Tuesday, February 16, 2010

Crews Relocate Pressurized Mating Adapter 3

The International Space Station and space shuttle Endeavour crews are continuing with robotics and hardware relocation activities while preparing for the third and final spacewalk of the STS-130 mission.

Mission Specialists Nicholas Patrick and Robert Behnken, together with Expedition 22 Commander Jeff Williams and Flight Engineer Soichi Noguchi, maneuvered the Pressurized Mating Adapter 3 from its location on the Harmony module to the open port on the end of Tranquility at 9:28 p.m. EST Tuesday.

Patrick and Behnken reviewed plans for the third and final planned spacewalk with Mission Specialist Stephen Robinson, the intravehicular officer, along with Endeavour Commander George Zamka, Pilot Terry Virts and station Flight Engineer T.J. Creamer.

The spacewalkers will hook up heater and data cables between the relocated adapter and Tranquility during a spacewalk scheduled to begin at 9:09 p.m. Patrick and Behnken will open the second of two ammonia loops to allow its coolant to flow through Tranquility and disconnect temporary power cables. They’ll remove insulation from the cupola’s seven windows and then release bolts that held the covers in place during launch, enabling astronauts to open the shutters from inside.

The newly installed Advanced Resistive Exercise Device got an early test run in Tranquility by Williams, and all seemed to go well. Experts on the ground continued to analyze results.

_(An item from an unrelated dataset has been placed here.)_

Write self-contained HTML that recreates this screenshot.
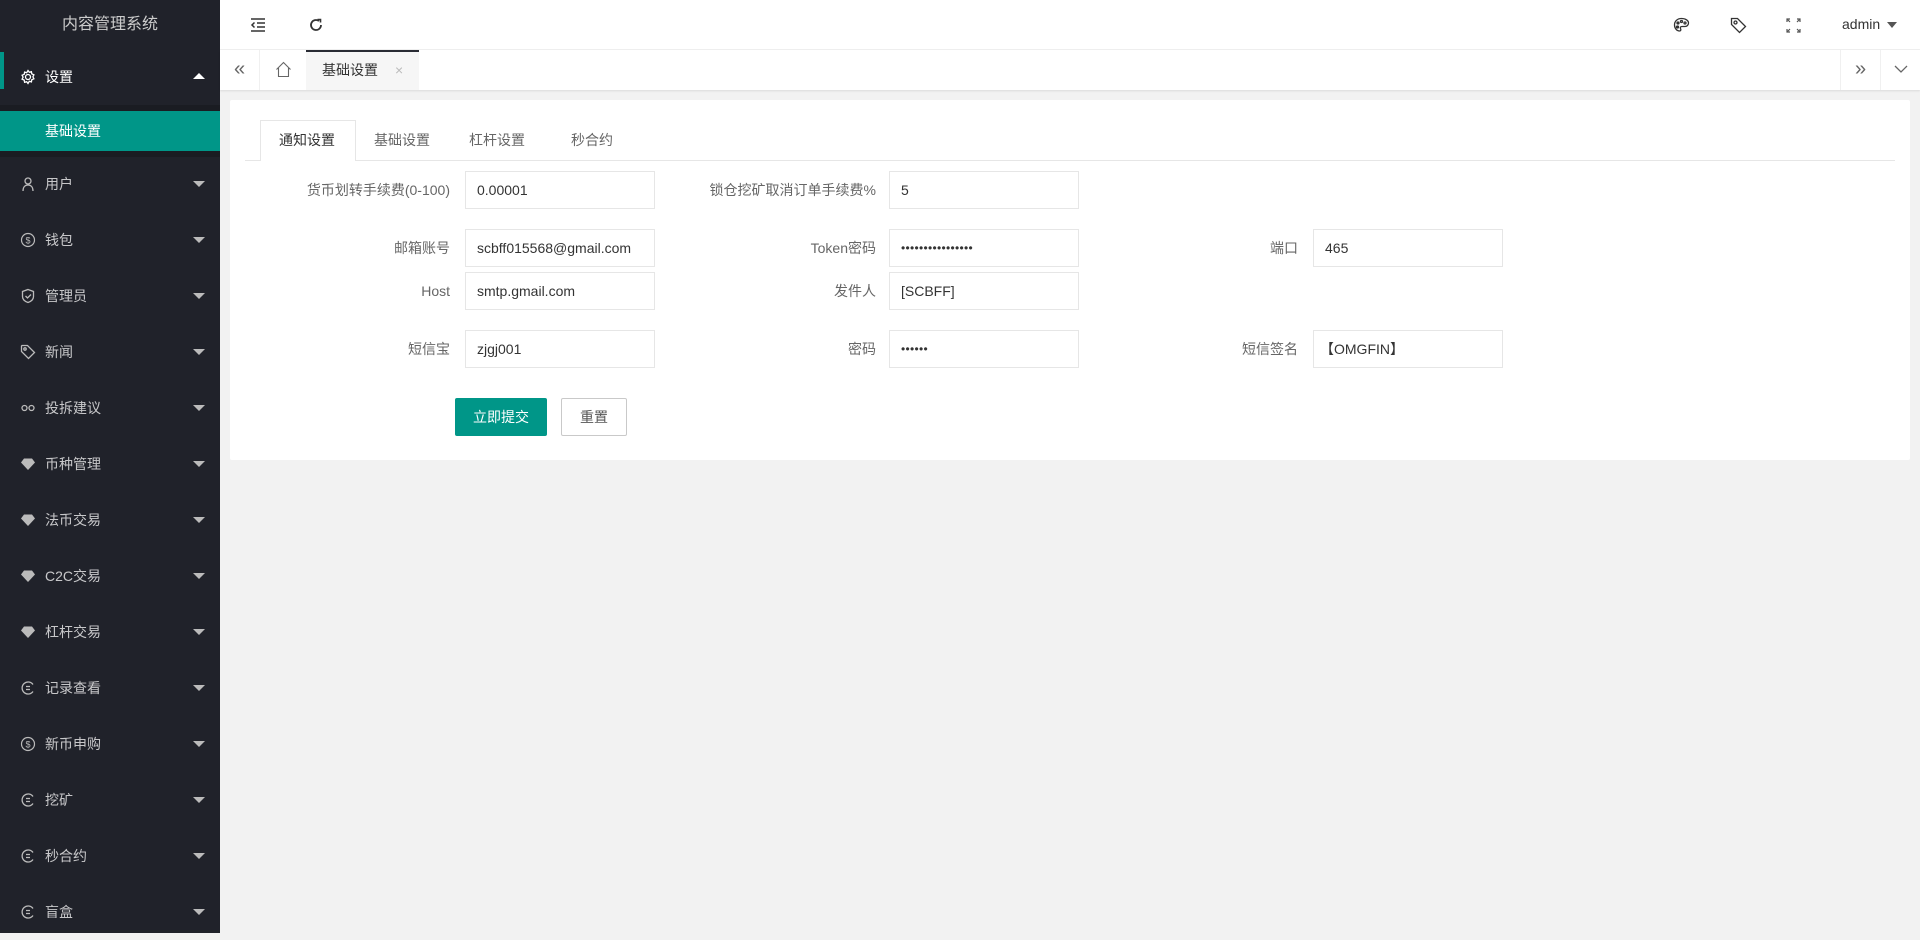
<!DOCTYPE html>
<html><head><meta charset="utf-8"><style>
*{margin:0;padding:0;box-sizing:border-box}
body{width:1920px;height:933px;overflow:hidden;background:#f2f2f2;font-family:"Liberation Sans","Noto Sans CJK SC",sans-serif;font-size:14px;color:#333;position:relative}
.side{position:absolute;left:0;top:0;width:220px;height:933px;background:#20222a}
.logo{height:50px;line-height:50px;text-align:center;color:#ccc;font-size:16px}
.mi{position:absolute;left:0;width:220px;height:56px;line-height:56px;color:rgba(255,255,255,.75);font-size:14px}
.mi .ic{position:absolute;left:20px;top:20px;width:16px;height:16px}
.mi .t{position:absolute;left:45px}
.mi .c{position:absolute;left:193px;top:25px;width:0;height:0;border-left:6px solid transparent;border-right:6px solid transparent;border-top:6px solid #bbb}
.mi .c.up{border-top:none;border-bottom:6px solid #fff;top:24px}
.sub{position:absolute;left:0;top:111px;width:220px;height:40px;background:#009688;color:#fff;line-height:40px;padding-left:45px}
.subbg{position:absolute;left:0;top:105px;width:220px;height:52px;background:#1a1c22}
.hdr{position:absolute;left:220px;top:0;right:0;height:50px;background:#fff;border-bottom:1px solid #f0f0f0}
.tabs{position:absolute;left:220px;top:50px;right:0;height:40px;background:#fff;box-shadow:0 1px 2px rgba(0,0,0,.1)}
.card{position:absolute;left:230px;top:100px;width:1680px;height:360px;background:#fff;border-radius:2px}
.lab{position:absolute;text-align:right;color:#666;font-size:14px;line-height:38px}
.inp{position:absolute;width:190px;height:38px;border:1px solid #e6e6e6;line-height:36px;padding-left:11px;font-size:14px;color:#333;background:#fff}
.pw{font-size:12px;letter-spacing:0.3px}
.tb{position:absolute;top:120px;height:40px;line-height:40px;font-size:14px;color:#666}
</style></head><body>
<div class="side">
<div class="logo">内容管理系统</div>
<div style="position:absolute;left:0;top:52px;width:4px;height:37px;background:#009688"></div>
<div class="mi" style="top:49px;color:#fff"><svg class="ic" viewBox="0 0 16 16" fill="none" stroke="#fff" stroke-width="1.3"><circle cx="8" cy="8" r="2.5"/><path d="M8 1.5l1.3 1.8 2.1-.6.4 2.2 2.1.9-1 2 1 2-2.1.9-.4 2.2-2.1-.6L8 14.5l-1.3-1.8-2.1.6-.4-2.2-2.1-.9 1-2-1-2 2.1-.9.4-2.2 2.1.6z"/></svg><span class="t">设置</span><span class="c up"></span></div>
<div class="subbg"></div>
<div class="sub">基础设置</div>
<div class="mi" style="top:156px"><svg class="ic" viewBox="0 0 16 16" fill="none" stroke="#bbb" stroke-width="1.3"><circle cx="8" cy="5" r="3"/><path d="M3 15c0-4 2-6 5-6s5 2 5 6"/></svg><span class="t">用户</span><span class="c"></span></div>
<div class="mi" style="top:212px"><svg class="ic" viewBox="0 0 16 16" fill="none" stroke="#bbb" stroke-width="1.2"><circle cx="8" cy="8" r="6.5"/><text x="8" y="11.5" font-size="9" text-anchor="middle" fill="#bbb" stroke="none">$</text></svg><span class="t">钱包</span><span class="c"></span></div>
<div class="mi" style="top:268px"><svg class="ic" viewBox="0 0 16 16" fill="none" stroke="#bbb" stroke-width="1.3"><path d="M8 1.5l5.5 2v5c0 3-2.5 5-5.5 6-3-1-5.5-3-5.5-6v-5z"/><path d="M5.5 8l2 2 3.5-3.5"/></svg><span class="t">管理员</span><span class="c"></span></div>
<div class="mi" style="top:324px"><svg class="ic" viewBox="0 0 16 16" fill="none" stroke="#bbb" stroke-width="1.3"><path d="M1.5 2v5.5l7 7 6-6-7-7H2z"/><circle cx="5" cy="5" r="1.2"/></svg><span class="t">新闻</span><span class="c"></span></div>
<div class="mi" style="top:380px"><svg class="ic" viewBox="0 0 16 16" fill="none" stroke="#bbb" stroke-width="1.3"><circle cx="4.5" cy="8" r="2.5"/><circle cx="11.5" cy="8" r="2.5"/></svg><span class="t">投拆建议</span><span class="c"></span></div>
<div class="mi" style="top:436px"><svg class="ic" viewBox="0 0 16 16" fill="#bbb"><path d="M4 2.5h8l3 4-7 7.5-7-7.5z"/></svg><span class="t">币种管理</span><span class="c"></span></div>
<div class="mi" style="top:492px"><svg class="ic" viewBox="0 0 16 16" fill="#bbb"><path d="M4 2.5h8l3 4-7 7.5-7-7.5z"/></svg><span class="t">法币交易</span><span class="c"></span></div>
<div class="mi" style="top:548px"><svg class="ic" viewBox="0 0 16 16" fill="#bbb"><path d="M4 2.5h8l3 4-7 7.5-7-7.5z"/></svg><span class="t">C2C交易</span><span class="c"></span></div>
<div class="mi" style="top:604px"><svg class="ic" viewBox="0 0 16 16" fill="#bbb"><path d="M4 2.5h8l3 4-7 7.5-7-7.5z"/></svg><span class="t">杠杆交易</span><span class="c"></span></div>
<div class="mi" style="top:660px"><svg class="ic" viewBox="0 0 16 16" fill="none" stroke="#bbb" stroke-width="1.3"><path d="M13 4.5A6 6 0 1 0 13 11.5"/><path d="M6 6.5h4M6 9.5h4"/></svg><span class="t">记录查看</span><span class="c"></span></div>
<div class="mi" style="top:716px"><svg class="ic" viewBox="0 0 16 16" fill="none" stroke="#bbb" stroke-width="1.2"><circle cx="8" cy="8" r="6.5"/><text x="8" y="11.5" font-size="9" text-anchor="middle" fill="#bbb" stroke="none">$</text></svg><span class="t">新币申购</span><span class="c"></span></div>
<div class="mi" style="top:772px"><svg class="ic" viewBox="0 0 16 16" fill="none" stroke="#bbb" stroke-width="1.3"><path d="M13 4.5A6 6 0 1 0 13 11.5"/><path d="M6 6.5h4M6 9.5h4"/></svg><span class="t">挖矿</span><span class="c"></span></div>
<div class="mi" style="top:828px"><svg class="ic" viewBox="0 0 16 16" fill="none" stroke="#bbb" stroke-width="1.3"><path d="M13 4.5A6 6 0 1 0 13 11.5"/><path d="M6 6.5h4M6 9.5h4"/></svg><span class="t">秒合约</span><span class="c"></span></div>
<div class="mi" style="top:884px"><svg class="ic" viewBox="0 0 16 16" fill="none" stroke="#bbb" stroke-width="1.3"><path d="M13 4.5A6 6 0 1 0 13 11.5"/><path d="M6 6.5h4M6 9.5h4"/></svg><span class="t">盲盒</span><span class="c"></span></div>
</div>

<div class="hdr">
<svg style="position:absolute;left:30px;top:18px" width="16" height="14" viewBox="0 0 16 14" fill="none" stroke="#333" stroke-width="1.5"><path d="M1 1h14M7 5h8M7 9h8M1 13h14M4.5 4.5L2 7l2.5 2.5"/></svg>
<svg style="position:absolute;left:88px;top:17px" width="16" height="16" viewBox="0 0 16 16" fill="none" stroke="#333" stroke-width="1.8"><path d="M13 8A5 5 0 1 1 11 4"/><path d="M9.5 2.5h3v3" stroke-width="1.6"/></svg>
<svg style="position:absolute;left:1453px;top:17px" width="17" height="16" viewBox="0 0 17 16" fill="none" stroke="#333" stroke-width="1.3"><path d="M8.5 1.5C4 1.5 1.5 4.5 1.5 8c0 3.5 2.5 6 5 6 1.5 0 1.5-1.5 1-2.5s0-2 1.5-2h3c2 0 3.5-1.5 3.5-3.5 0-2.5-3-4.5-7-4.5z"/><circle cx="5" cy="6" r="1" fill="#333"/><circle cx="8.5" cy="4.5" r="1"/><circle cx="12" cy="6" r="1"/><circle cx="4.5" cy="10" r="1" fill="#333"/></svg>
<svg style="position:absolute;left:1510px;top:17px" width="17" height="17" viewBox="0 0 17 17" fill="none" stroke="#333" stroke-width="1.3"><path d="M1.5 1.5v6l8 8 6-6-8-8z"/><circle cx="5.5" cy="5.5" r="1.5"/></svg>
<svg style="position:absolute;left:1566px;top:18px" width="15" height="15" viewBox="0 0 15 15" fill="none" stroke="#555" stroke-width="1.2"><path d="M1 4V1h3M11 1h3v3M14 11v3h-3M4 14H1v-3M1 1l3 3M14 1l-3 3M14 14l-3-3M1 14l3-3"/></svg>
<span style="position:absolute;left:1622px;top:16px;font-size:14px;color:#333">admin</span>
<span style="position:absolute;left:1667px;top:22px;border-left:5px solid transparent;border-right:5px solid transparent;border-top:6px solid #555"></span>
</div>

<div class="tabs">
<div style="position:absolute;left:0;top:0;width:40px;height:40px;border-right:1px solid #f0f0f0;text-align:center;line-height:38px;font-size:20px;color:#666">«</div>
<svg style="position:absolute;left:55px;top:11px" width="17" height="17" viewBox="0 0 17 17" fill="none" stroke="#666" stroke-width="1.1"><path d="M1.5 8.5L8.5 1.5l7 7M3.5 7v8.5h10V7"/></svg>
<div style="position:absolute;left:86px;top:0;width:113px;height:40px;background:#f6f6f6;border-top:2px solid #292b34;line-height:36px;padding-left:16px;font-size:14px;color:#333">基础设置<span style="position:absolute;left:89px;color:#bbb;font-size:14px">×</span></div>
<div style="position:absolute;right:40px;top:0;width:40px;height:40px;border-left:1px solid #f0f0f0;text-align:center;line-height:38px;font-size:20px;color:#666">»</div>
<div style="position:absolute;right:0;top:0;width:40px;height:40px;border-left:1px solid #f0f0f0"><svg style="position:absolute;left:13px;top:15px" width="14" height="9" viewBox="0 0 14 9" fill="none" stroke="#666" stroke-width="1.3"><path d="M1 1l6 6 6-6"/></svg></div>
</div>

<div class="card"></div>
<div style="position:absolute;left:245px;top:160px;width:1650px;height:1px;background:#e6e6e6"></div>
<div style="position:absolute;left:260px;top:120px;width:96px;height:41px;background:#fff;border:1px solid #e6e6e6;border-bottom:none"></div>
<div class="tb" style="left:279px;color:#333">通知设置</div>
<div class="tb" style="left:374px">基础设置</div>
<div class="tb" style="left:469px">杠杆设置</div>
<div class="tb" style="left:571px">秒合约</div>

<div class="lab" style="left:240px;width:210px;top:171px">货币划转手续费(0-100)</div>
<div class="inp" style="left:465px;top:171px">0.00001</div>
<div class="lab" style="left:660px;width:216px;top:171px">锁仓挖矿取消订单手续费%</div>
<div class="inp" style="left:889px;top:171px">5</div>

<div class="lab" style="left:240px;width:210px;top:229px">邮箱账号</div>
<div class="inp" style="left:465px;top:229px">scbff015568@gmail.com</div>
<div class="lab" style="left:660px;width:216px;top:229px">Token密码</div>
<div class="inp pw" style="left:889px;top:229px">••••••••••••••••</div>
<div class="lab" style="left:1100px;width:198px;top:229px">端口</div>
<div class="inp" style="left:1313px;top:229px">465</div>

<div class="lab" style="left:240px;width:210px;top:272px">Host</div>
<div class="inp" style="left:465px;top:272px">smtp.gmail.com</div>
<div class="lab" style="left:660px;width:216px;top:272px">发件人</div>
<div class="inp" style="left:889px;top:272px">[SCBFF]</div>

<div class="lab" style="left:240px;width:210px;top:330px">短信宝</div>
<div class="inp" style="left:465px;top:330px">zjgj001</div>
<div class="lab" style="left:660px;width:216px;top:330px">密码</div>
<div class="inp pw" style="left:889px;top:330px">••••••</div>
<div class="lab" style="left:1100px;width:198px;top:330px">短信签名</div>
<div class="inp" style="left:1313px;top:330px;padding-left:6px">【OMGFIN】</div>

<div style="position:absolute;left:455px;top:398px;width:92px;height:38px;background:#009688;color:#fff;text-align:center;line-height:38px;border-radius:2px;font-size:14px">立即提交</div>
<div style="position:absolute;left:561px;top:398px;width:66px;height:38px;background:#fff;border:1px solid #c9c9c9;color:#555;text-align:center;line-height:36px;border-radius:2px;font-size:14px">重置</div>
</body></html>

The STS-130 mission includes three spacewalks and the delivery of a connecting module that will increase the station’s interior space. Node 3, known as Tranquility, will provide additional room for crew members and many of the station's life support and environmental control systems. Attached to the node is a cupola, which is a robotic control station with six windows around its sides and another in the center that will provide a panoramic view of Earth, celestial objects and visiting spacecraft. After the node and cupola are added, the space station will be about 90 percent complete.